L’ANALISI/1– Una “terza via per Gaza”, il piano degli esperti di Tel Aviv

Mentre l’esercito israeliano si prepara a una nuova fase dell’operazione a Gaza, un gruppo di esperti dell’Institute for National Security Studies di Tel Aviv (Inss) critica l’attuale approccio militare e parla di «una situazione strategicamente insostenibile». L’analisi – firmata da otto ricercatori dell’istituto, tra cui Anat Kurz, direttrice dell’area ricerche – lancia un monito: «Dopo quasi due anni di guerra, Hamas non è stato sconfitto, gli ostaggi non sono tornati, e Gaza resta una minaccia instabile. Ma le opzioni sul tavolo sono troppo limitate e rischiose».
Per gli esperti, il governo guidato da Benjamin Netanyahu «ha ridotto il dibattito strategico a due sole alternative – o l’occupazione totale della Striscia, o un accordo che implicherebbe la permanenza di Hamas al potere in cambio della liberazione degli ostaggi. Entrambe le ipotesi sono inadeguate e potenzialmente disastrose».
Sarebbe invece possibile una “terza via”, che combini pressioni militari con una soluzione politica sostenuta a livello regionale e internazionale. Gli obiettivi dovrebbero essere portati avanti in contemporanea: rimuovere Hamas dal governo di Gaza, disarmarlo, garantire il rilascio degli ostaggi e stabilire un’amministrazione civile palestinese non legata a fazioni armate.
«Hamas non può fare parte del “giorno dopo”», sottolineano Kurz e colleghi. «È necessario creare un meccanismo multilaterale, guidato da Egitto, Stati Uniti e Autorità nazionale palestinese, che assicuri il disarmo del gruppo e la sua esclusione da qualsiasi assetto futuro». A Gaza, spiegano gli esperti, dovrebbe nascere una struttura amministrativa temporanea basata su tecnocrati palestinesi, con funzioni civili, e affiancata da una forza di polizia formata e controllata da un coordinamento internazionale.

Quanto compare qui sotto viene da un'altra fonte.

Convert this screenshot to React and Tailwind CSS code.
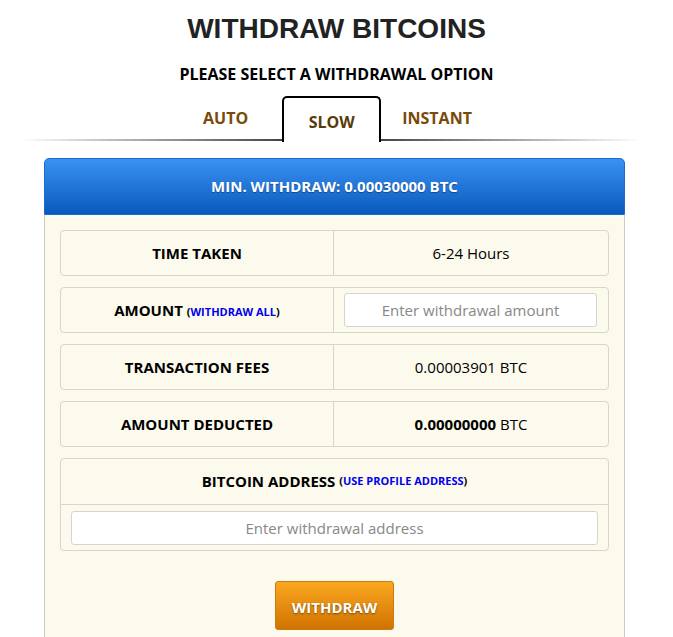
import React from "react";

const rowCls =
  "flex h-[46px] rounded-[4px] border border-[#d9d6c6] text-[15px] text-black";

function Row({ label, children }) {
  return (
    <div className={rowCls}>
      <div className="flex w-[273px] items-center justify-center border-r border-[#d9d6c6] font-bold">
        {label}
      </div>
      <div className="flex flex-1 items-center justify-center">{children}</div>
    </div>
  );
}

export default function App() {
  return (
    <div className="w-[673px] bg-white pb-10 font-['Open_Sans',sans-serif]">
      <h1 className="pt-[14px] text-center font-['Liberation_Sans',Arial,sans-serif] text-[28px] font-bold leading-[30px] text-[#222]">
        WITHDRAW BITCOINS
      </h1>
      <h2 className="mt-[20px] text-center text-[16px] font-bold leading-[20px] text-black">
        PLEASE SELECT A WITHDRAWAL OPTION
      </h2>

      <div className="relative mt-[12px] flex items-end justify-center pl-[2px]">
        <div className="mr-[34px] pb-[11px] text-[16px] font-bold text-[#7a4a08]">AUTO</div>
        <div className="relative z-10 -mb-[1px] flex h-[46px] w-[99px] items-center justify-center rounded-t-[5px] border-2 border-b-0 border-black bg-white pt-[3px] text-[16px] font-bold text-[#5a3a0a]">
          SLOW
        </div>
        <div className="ml-[21px] pb-[11px] text-[16px] font-bold text-[#7a4a08]">INSTANT</div>
        <div className="absolute bottom-0 left-[20px] right-[33px] h-[2px] bg-gradient-to-r from-transparent via-[#222] to-transparent" />
      </div>

      <div className="ml-[44px] mt-[17px] w-[581px]">
        <div className="flex h-[57px] items-center justify-center rounded-t-[5px] border border-[#1c6bd0] bg-gradient-to-b from-[#3a92f2] to-[#0659bd] text-[15px] font-bold text-white [text-shadow:0_1px_1px_rgba(0,0,0,0.35)]">
          MIN. WITHDRAW: 0.00030000 BTC
        </div>
        <div className="flex flex-col gap-[11px] border-x border-[#cfcdc2] bg-[#fcfaec] px-[15px] pt-[15px] pb-[7px]">
          <Row label="TIME TAKEN">6-24 Hours</Row>
          <Row
            label={
              <span>
                AMOUNT{" "}
                <span className="text-[11px]">
                  (<span className="text-[#0000ee]">WITHDRAW ALL</span>)
                </span>
              </span>
            }
          >
            <input
              placeholder="Enter withdrawal amount"
              className="ml-[10px] mr-[11px] h-[34px] w-full rounded-[3px] border border-[#d4d4d4] bg-white text-center text-[15px] text-black outline-none placeholder:text-[#888]"
            />
          </Row>
          <Row label="TRANSACTION FEES">0.00003901 BTC</Row>
          <Row label="AMOUNT DEDUCTED">
            <span>
              <b>0.00000000</b> BTC
            </span>
          </Row>
          <div className="rounded-[4px] border border-[#d9d6c6] text-[15px]">
            <div className="flex h-[46px] items-center justify-center border-b border-[#d9d6c6] font-bold text-black">
              BITCOIN ADDRESS&nbsp;
              <span className="text-[11px]">
                (<span className="text-[#0000ee]">USE PROFILE ADDRESS</span>)
              </span>
            </div>
            <div className="px-[10px] pt-[6px] pb-[5px]">
              <input
                placeholder="Enter withdrawal address"
                className="h-[34px] w-full rounded-[3px] border border-[#d4d4d4] bg-white text-center text-[15px] text-black outline-none placeholder:text-[#888]"
              />
            </div>
          </div>
          <div className="flex justify-center pt-[19px] pb-[10px]">
            <button className="h-[49px] w-[119px] rounded-[3px] border border-[#c97a10] bg-gradient-to-b from-[#fba81f] to-[#d07300] pt-[3px] text-[15px] font-bold text-white [text-shadow:0_1px_2px_rgba(0,0,0,0.45)]">
              WITHDRAW
            </button>
          </div>
        </div>
      </div>
    </div>
  );
}
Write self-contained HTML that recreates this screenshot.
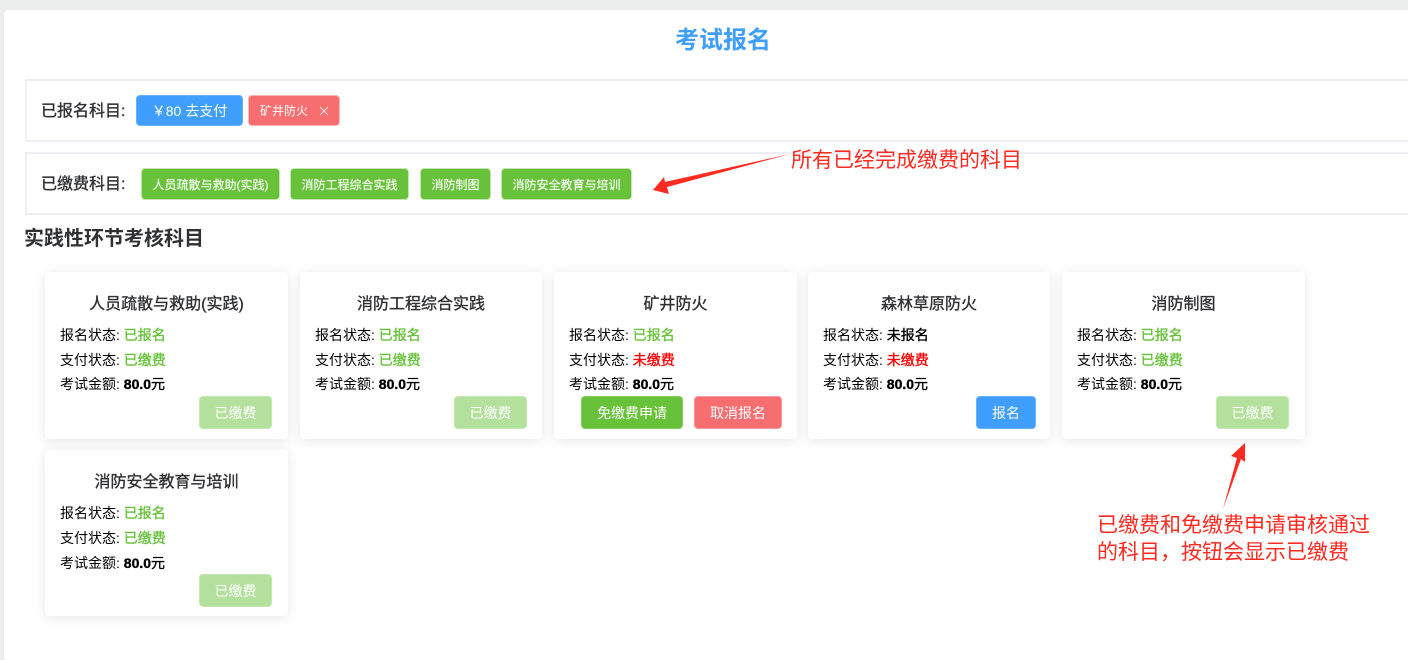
<!DOCTYPE html>
<html lang="zh">
<head>
<meta charset="utf-8">
<style>
html,body{margin:0;padding:0;width:1408px;height:654px;overflow:hidden;background:#ebeeed;font-family:"Liberation Sans","Noto Sans CJK SC",sans-serif;}
.abs,.panel,.box,.btn,.card,.t{position:absolute;box-sizing:border-box;}
.panel{left:4px;top:10px;width:1410px;height:650px;background:#fff;border-radius:4px;}
.box{left:25px;width:1400px;height:63px;border:2px solid #eeeef4;background:#fff;}
.t{white-space:nowrap;line-height:20px;}
.lbl{font-size:16px;color:#303133;-webkit-text-stroke:.35px #303133;}
.btn{border-radius:4px;color:#fff;text-align:center;white-space:nowrap;font-size:14px;}
.tag{font-size:12px;background:#67c23a;border:1px solid #c2e7b0;top:168px;height:32px;line-height:32px;color:#fbfff8;-webkit-text-stroke:.15px #fff;}
.card{background:#fff;border-radius:4px;box-shadow:0 2px 12px rgba(0,0,0,.1);width:243px;height:167px;}
.card h4{position:absolute;left:0;right:0;top:22px;margin:0;text-align:center;font-size:16px;font-weight:400;color:#303133;line-height:22px;-webkit-text-stroke:.35px #303133;}
.row{position:absolute;left:15px;font-size:14px;color:#000;line-height:18px;white-space:nowrap;word-spacing:0;}
.g{color:#67c23a;-webkit-text-stroke:.35px #67c23a;}.r{color:#f00;-webkit-text-stroke:.35px #f00;}.k{color:#000;-webkit-text-stroke:.35px #000;}
.m{font-weight:700;-webkit-text-stroke:0;}
.cbtn{top:124px;height:33px;line-height:32px;}
.off{left:154px;width:73px;background:#b3e19d;border:1px solid #c2e7b0;}
.red{color:#ff2a20;font-size:21px;line-height:29px;white-space:nowrap;}
</style>
</head>
<body>
<div class="panel"></div>
<div class="t" style="left:0;width:1446px;top:25px;line-height:32px;text-align:center;font-size:24px;font-weight:700;color:#409eff;">考试报名</div>

<div class="box" style="top:79px;"></div>
<div class="t lbl" style="left:41px;top:102px;">已报名科目:</div>
<div class="btn" style="left:136px;top:95px;width:107px;height:31px;line-height:30px;background:#409eff;border:1px solid #66b1ff;font-size:14px;">￥80 去支付</div>
<div class="btn" style="left:248px;top:95px;width:92px;height:31px;line-height:30px;background:#f76e70;border:1px solid #fab6b6;font-size:12px;text-align:left;padding-left:11px;">矿井防火<svg style="position:absolute;left:70px;top:10px" width="10" height="10" viewBox="0 0 10 10"><path d="M1 1L9 9M9 1L1 9" stroke="#fde2e2" stroke-width="1" fill="none"/></svg></div>

<div class="box" style="top:152px;"></div>
<div class="t lbl" style="left:41px;top:175px;">已缴费科目:</div>
<div class="btn tag" style="left:141px;width:139px;">人员疏散与救助(实践)</div>
<div class="btn tag" style="left:290px;width:119px;">消防工程综合实践</div>
<div class="btn tag" style="left:420px;width:71px;">消防制图</div>
<div class="btn tag" style="left:501px;width:131px;">消防安全教育与培训</div>

<div class="t" style="left:24px;top:227px;line-height:24px;font-size:20px;font-weight:700;color:#303133;">实践性环节考核科目</div>

<div class="card" style="left:45px;top:272px;">
<h4>人员疏散与救助(实践)</h4>
<div class="row" style="top:54px;">报名状态: <span class="g">已报名</span></div>
<div class="row" style="top:79px;">支付状态: <span class="g">已缴费</span></div>
<div class="row" style="top:103px;">考试金额: <span class="k"><b>80.0</b>元</span></div>
<div class="btn cbtn off">已缴费</div>
</div>

<div class="card" style="left:300px;top:272px;width:242px;">
<h4>消防工程综合实践</h4>
<div class="row" style="top:54px;">报名状态: <span class="g">已报名</span></div>
<div class="row" style="top:79px;">支付状态: <span class="g">已缴费</span></div>
<div class="row" style="top:103px;">考试金额: <span class="k"><b>80.0</b>元</span></div>
<div class="btn cbtn off">已缴费</div>
</div>

<div class="card" style="left:554px;top:272px;">
<h4>矿井防火</h4>
<div class="row" style="top:54px;">报名状态: <span class="g">已报名</span></div>
<div class="row" style="top:79px;">支付状态: <span class="r">未缴费</span></div>
<div class="row" style="top:103px;">考试金额: <span class="k"><b>80.0</b>元</span></div>
<div class="btn cbtn" style="left:27px;width:102px;background:#67c23a;border:1px solid #85ce61;">免缴费申请</div>
<div class="btn cbtn" style="left:140px;width:88px;background:#f76e70;border:1px solid #f89898;">取消报名</div>
</div>

<div class="card" style="left:808px;top:272px;width:242px;">
<h4>森林草原防火</h4>
<div class="row" style="top:54px;">报名状态: <span class="k">未报名</span></div>
<div class="row" style="top:79px;">支付状态: <span class="r">未缴费</span></div>
<div class="row" style="top:103px;">考试金额: <span class="k"><b>80.0</b>元</span></div>
<div class="btn cbtn" style="left:168px;width:60px;background:#409eff;border:1px solid #66b1ff;">报名</div>
</div>

<div class="card" style="left:1062px;top:272px;">
<h4>消防制图</h4>
<div class="row" style="top:54px;">报名状态: <span class="g">已报名</span></div>
<div class="row" style="top:79px;">支付状态: <span class="g">已缴费</span></div>
<div class="row" style="top:103px;">考试金额: <span class="k"><b>80.0</b>元</span></div>
<div class="btn cbtn off">已缴费</div>
</div>

<div class="card" style="left:45px;top:450px;height:166px;">
<h4>消防安全教育与培训</h4>
<div class="row" style="top:54px;">报名状态: <span class="g">已报名</span></div>
<div class="row" style="top:79px;">支付状态: <span class="g">已缴费</span></div>
<div class="row" style="top:104px;">考试金额: <span class="k"><b>80.0</b>元</span></div>
<div class="btn cbtn off">已缴费</div>
</div>

<svg class="abs" style="left:0;top:0;" width="1408" height="654" viewBox="0 0 1408 654">
<path d="M790 154L667 187L669 194L653 190L664 177L665 182Z" fill="#ff2a20"/>
<path d="M1223 509L1237 458L1231 456L1245 443L1245 462L1241 459Z" fill="#ff2a20"/>
</svg>
<div class="t red" style="left:791px;top:146px;">所有已经完成缴费的科目</div>
<div class="t red" style="left:1097px;top:511px;">已缴费和免缴费申请审核通过</div>
<div class="t red" style="left:1097px;top:538px;">的科目，按钮会显示已缴费</div>
</body>
</html>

Nel frattempo, Israele manterrebbe il controllo del perimetro di sicurezza, incluso il Corridoio Filadelfia, e la libertà di azione necessaria a impedire la ricostituzione di capacità militari ostili.
Uno dei punti centrali della proposta riguarda il rilascio immediato di tutti i 50 ostaggi israeliani – di cui 20 ritenuti in vita – ancora nelle mani di Hamas. «Il ritorno dei rapiti deve avvenire in una sola fase e rappresentare la condizione iniziale per la fine della guerra e l’avvio della ricostruzione». Solo dopo Israele valuterà la liberazione di detenuti palestinesi, «ma sotto l’egida dell’Anp o dell’Egitto, mai sotto la gestione di Hamas».
Per gli esperti dell’Inss, questa proposta rafforzerebbe la legittimità internazionale di Israele: «Mostrare di aver cercato seriamente una via diplomatica metterebbe Gerusalemme in una posizione più forte per giustificare eventuali future operazioni militari, se Hamas dovesse rifiutare o sabotare l’accordo».
La proposta dovrà essere presentata al gruppo terroristico come un ultimatum, con tempi brevi e vincolanti. «Ritardi e ambiguità sarebbero usati da Hamas per riorganizzarsi e guadagnare tempo. È una finestra che va chiusa prima che si richiuda da sola».
Allo stesso tempo, l’implementazione del piano non si tradurrebbe nel riconoscimento automatico di uno stato palestinese, né al ritorno immediato dell’Anp a Gaza. «Serviranno riforme profonde all’interno dell’Autorità palestinese e un lungo periodo di transizione controllata. Solo allora si potrà parlare di un suo ritorno effettivo al governo della Striscia».
Secondo gli autori, questo approccio offre numerosi vantaggi: evita l’escalation militare, tutela la vita degli ostaggi e dei soldati, riduce i costi interni ed esterni, e prepara il terreno per una nuova architettura regionale, in cui Gerusalemme si troverebbe in una posizione centrale accanto agli attori arabi moderati.
«Senza una strategia alternativa credibile, Israele rischia di perdere sul piano militare, politico e morale», si legge in conclusione. «Il tempo non gioca a nostro favore. La “terza via” non è solo possibile: è ormai indispensabile».